President Obama and first lady Michelle Obama expressed condolences after hearing of Mrs. Reagan's passing as well, saying she had "redefined the role" of being first lady. "Nancy Reagan once wrote that nothing could prepare you for living in the White House. She was right, of course," the Obamas wrote in a statement. "But we had a head start, because we were fortunate to benefit from her proud example, and her warm and generous advice."
Reagan certainly did carry a lot of influence during her eight years in the White House, and was known for becoming a close aide to her husband and influencing many decisions behind the scenes. The late Michael Deaver, one of Ronald Reagan's closest aides, once said that "without Nancy, there would have been no Governor Reagan, no President Reagan," according to The Mirror. Nancy Reagan convinced her husband to apologize to the nation following the controversial Iran-contra deal, according to The New York Times, and many considered her a moderating force in the presidency.
Reagan was also known for several campaigns during her husband's time as both governor and president. She campaigned strongly against alcohol and drug abuse, and became the spokesperson for the "Just Say No" campaign (which children hear to this day). She was also a supporter of the Foster Grandparents program, according to CNN, which paired senior citizen with children who needed help, allowing seniors to stay active in their community and assisting children from troubled backgrounds.
In 1987, Reagan underwent a modified radical mastectomy after being diagnosed with breast cancer, which drew criticism at the time for being invasive (but now, reminds me of Angelina Jolie's preventative mastectomy), according to The Washington Post. Only several years later, in 1994, Ronald Reagan announced that he was suffering from Alzheimer's disease, and soon after, Nancy Reagan became an outspoken supporter of Alzheimer's research. She also broke away from the more conservative views of the Republican party at the time and began advocating for embryonic stem cell research, according to The Chicago Tribune.

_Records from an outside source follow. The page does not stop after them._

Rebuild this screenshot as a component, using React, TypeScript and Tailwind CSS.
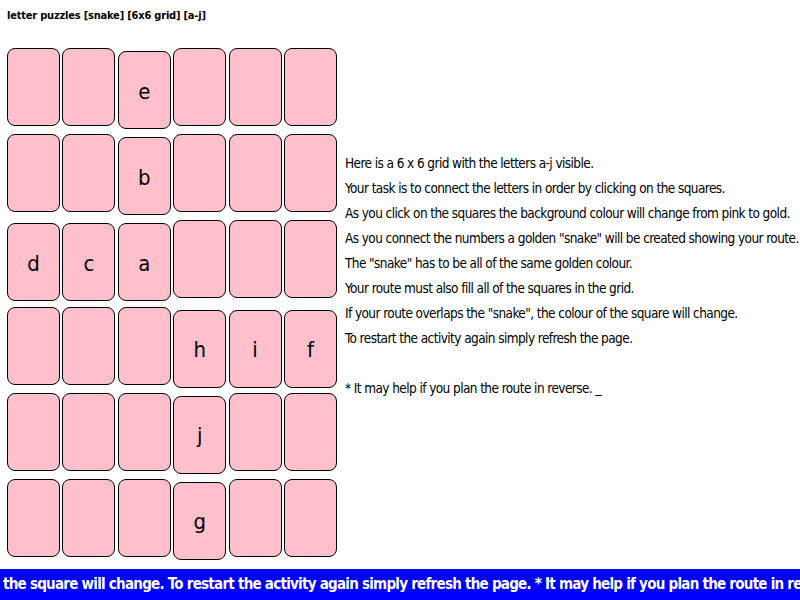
const grid: string[][] = [
  ["", "", "e", "", "", ""],
  ["", "", "b", "", "", ""],
  ["d", "c", "a", "", "", ""],
  ["", "", "", "h", "i", "f"],
  ["", "", "", "j", "", ""],
  ["", "", "", "g", "", ""],
];

const lines = [
  "Here is a 6 x 6 grid with the letters a-j visible.",
  "Your task is to connect the letters in order by clicking on the squares.",
  "As you click on the squares the background colour will change from pink to gold.",
  'As you connect the numbers a golden "snake" will be created showing your route.',
  'The "snake" has to be all of the same golden colour.',
  "Your route must also fill all of the squares in the grid.",
  'If your route overlaps the "snake", the colour of the square will change.',
  "To restart the activity again simply refresh the page.",
];

const narrow = "font-['DejaVu_Sans_Condensed','DejaVu_Sans',sans-serif]";

function Cell({ letter }: { letter: string }) {
  return (
    <div
      className={`flex h-[78px] w-[53px] items-center justify-center rounded-[8px] border border-black bg-[#ffc0cb] pt-[2px] text-[22px] font-light text-black ${
        letter ? "translate-y-[3px]" : ""
      }`}
    >
      {letter}
    </div>
  );
}

export default function App() {
  return (
    <div className={`relative h-[600px] w-[800px] overflow-hidden bg-white ${narrow}`}>
      <div className="px-[7px] pt-[8px] text-[11px] font-bold leading-[16px] tracking-[-0.2px] text-black">
        letter puzzles [snake] [6x6 grid] [a-j]
      </div>

      <div className="flex pt-[24px]">
        <div className="flex flex-col gap-y-[8.2px] pl-[7px]">
          {grid.map((row, r) => (
            <div key={r} className="flex items-start gap-x-[2.4px]">
              {row.map((l, c) => (
                <Cell key={c} letter={l} />
              ))}
            </div>
          ))}
        </div>

        <div className="whitespace-nowrap pl-[8px] pt-[103px] text-[13.5px] leading-[25px] tracking-[-0.58px] text-black">
          {lines.map((t) => (
            <div key={t}>{t}</div>
          ))}
          <div className="h-[25px]" />
          <div>* It may help if you plan the route in reverse. _</div>
        </div>
      </div>

      <div className="absolute bottom-0 left-0 right-0 h-[31px] overflow-hidden whitespace-nowrap bg-[#0000ff] pl-[3px] text-[15px] font-bold leading-[31px] tracking-[-0.75px] text-white">
        the square will change. To restart the activity again simply refresh the page. * It may help if you plan the
        route in reve
      </div>
    </div>
  );
}
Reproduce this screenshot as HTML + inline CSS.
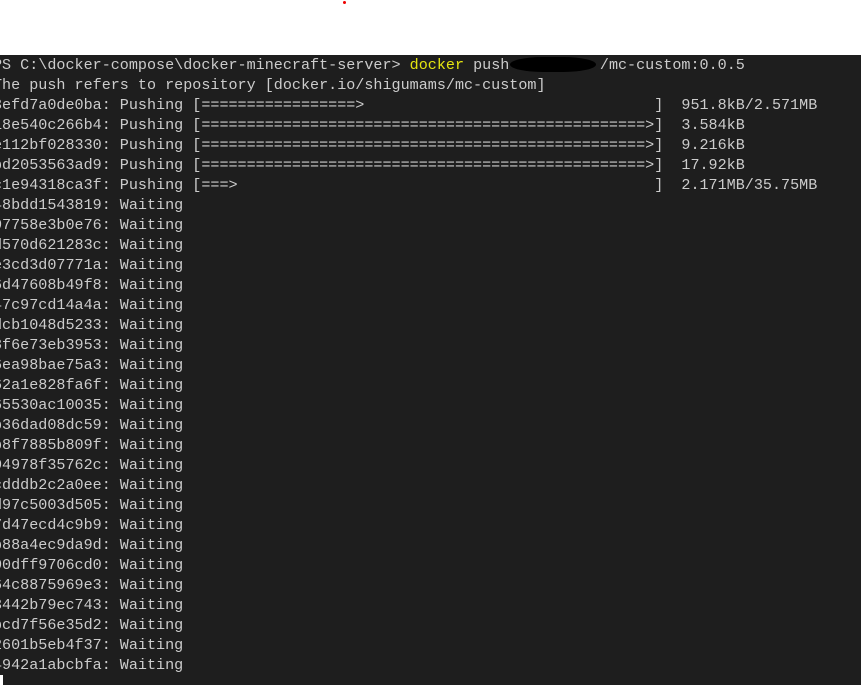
<!DOCTYPE html>
<html><head><meta charset="utf-8"><style>
html,body{margin:0;padding:0;width:861px;height:685px;overflow:hidden;background:#fff;position:relative}
#t{position:absolute;left:0;top:55px;width:861px;height:630px;background:#1e1e1e;overflow:hidden}
pre{position:absolute;left:-7px;top:0;margin:0;font-family:"Liberation Mono",monospace;font-size:15.1px;line-height:20px;color:#cccccc;white-space:pre}
.y{color:#e5e510}
#blob{position:absolute;left:510px;top:2px;width:86px;height:15px;background:#000;border-radius:45%/60%}
#cur{position:absolute;left:0;top:620px;width:3px;height:10px;background:#fff}
#dot{position:absolute;left:343px;top:1px;width:3px;height:3px;background:#e00;border-radius:50%}
</style></head><body>
<div id="dot"></div>
<div id="t">
<pre>PS C:\docker-compose\docker-minecraft-server&gt; <span class="y">docker</span> push          /mc-custom:0.0.5
The push refers to repository [docker.io/shigumams/mc-custom]
3efd7a0de0ba: Pushing [=================&gt;                                ]  951.8kB/2.571MB
18e540c266b4: Pushing [=================================================&gt;]  3.584kB
e112bf028330: Pushing [=================================================&gt;]  9.216kB
bd2053563ad9: Pushing [=================================================&gt;]  17.92kB
c1e94318ca3f: Pushing [===&gt;                                              ]  2.171MB/35.75MB
48bdd1543819: Waiting
07758e3b0e76: Waiting
d570d621283c: Waiting
e3cd3d07771a: Waiting
6d47608b49f8: Waiting
47c97cd14a4a: Waiting
dcb1048d5233: Waiting
8f6e73eb3953: Waiting
6ea98bae75a3: Waiting
62a1e828fa6f: Waiting
65530ac10035: Waiting
b36dad08dc59: Waiting
b8f7885b809f: Waiting
04978f35762c: Waiting
cdddb2c2a0ee: Waiting
d97c5003d505: Waiting
7d47ecd4c9b9: Waiting
b88a4ec9da9d: Waiting
00dff9706cd0: Waiting
64c8875969e3: Waiting
3442b79ec743: Waiting
bcd7f56e35d2: Waiting
2601b5eb4f37: Waiting
4942a1abcbfa: Waiting</pre>
<div id="blob"></div>
<div id="cur"></div>
</div>
</body></html>
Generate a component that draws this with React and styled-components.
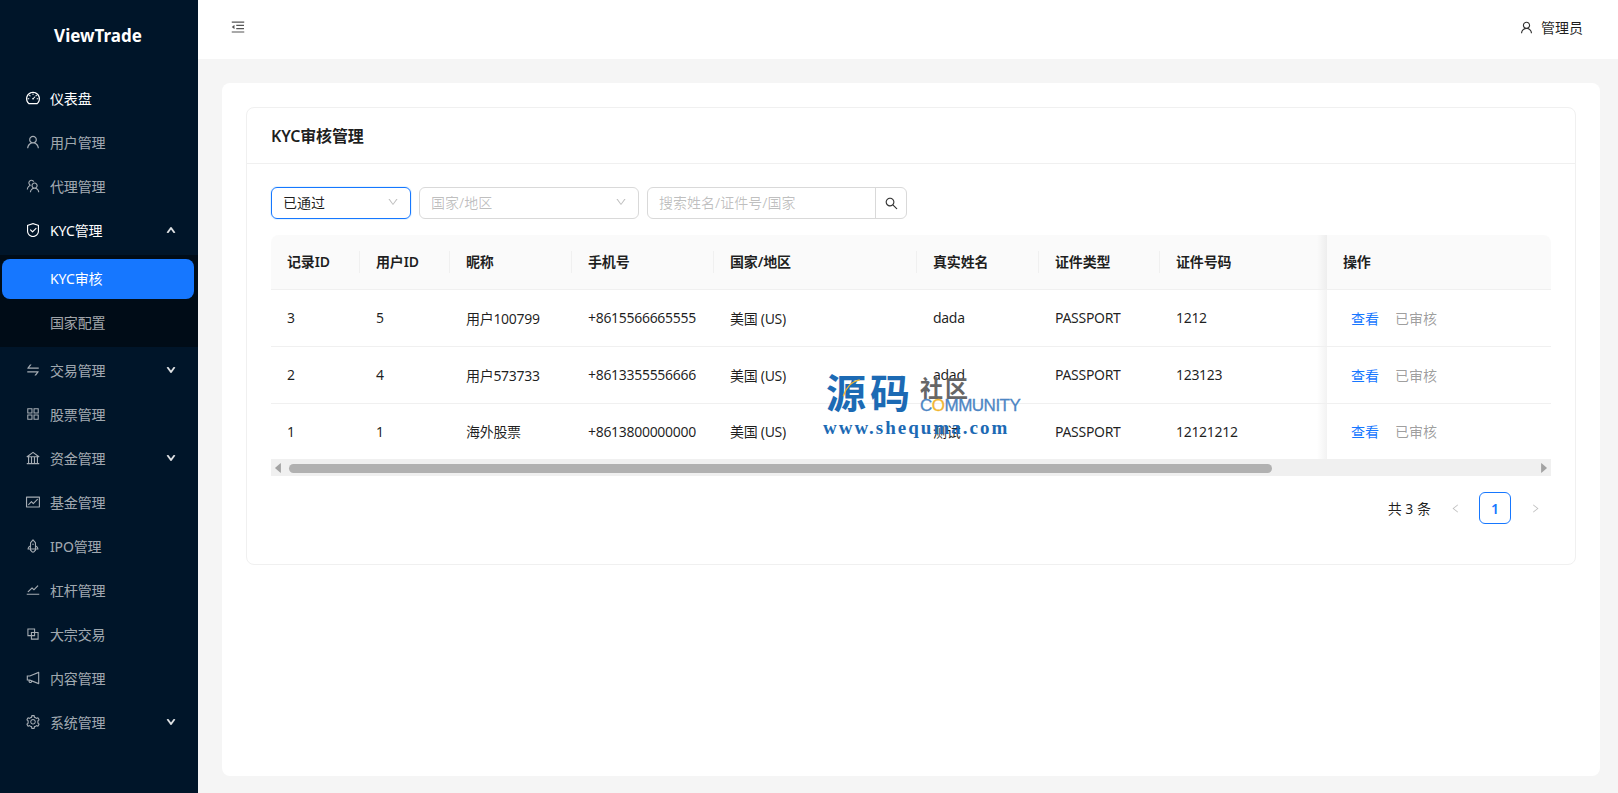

Reagan left behind an important legacy for future first ladies and women in general. One quote in particular, noted by The International Business Times this weekend, probably sums up her life philosophy and legacy best:
You learn something out of everything, and you come to realize more than ever that we're all here for a certain space of time, and, and then it's going to be over, and you better make this count.
Mrs. Reagan is survived by her two children, Patti and Ron.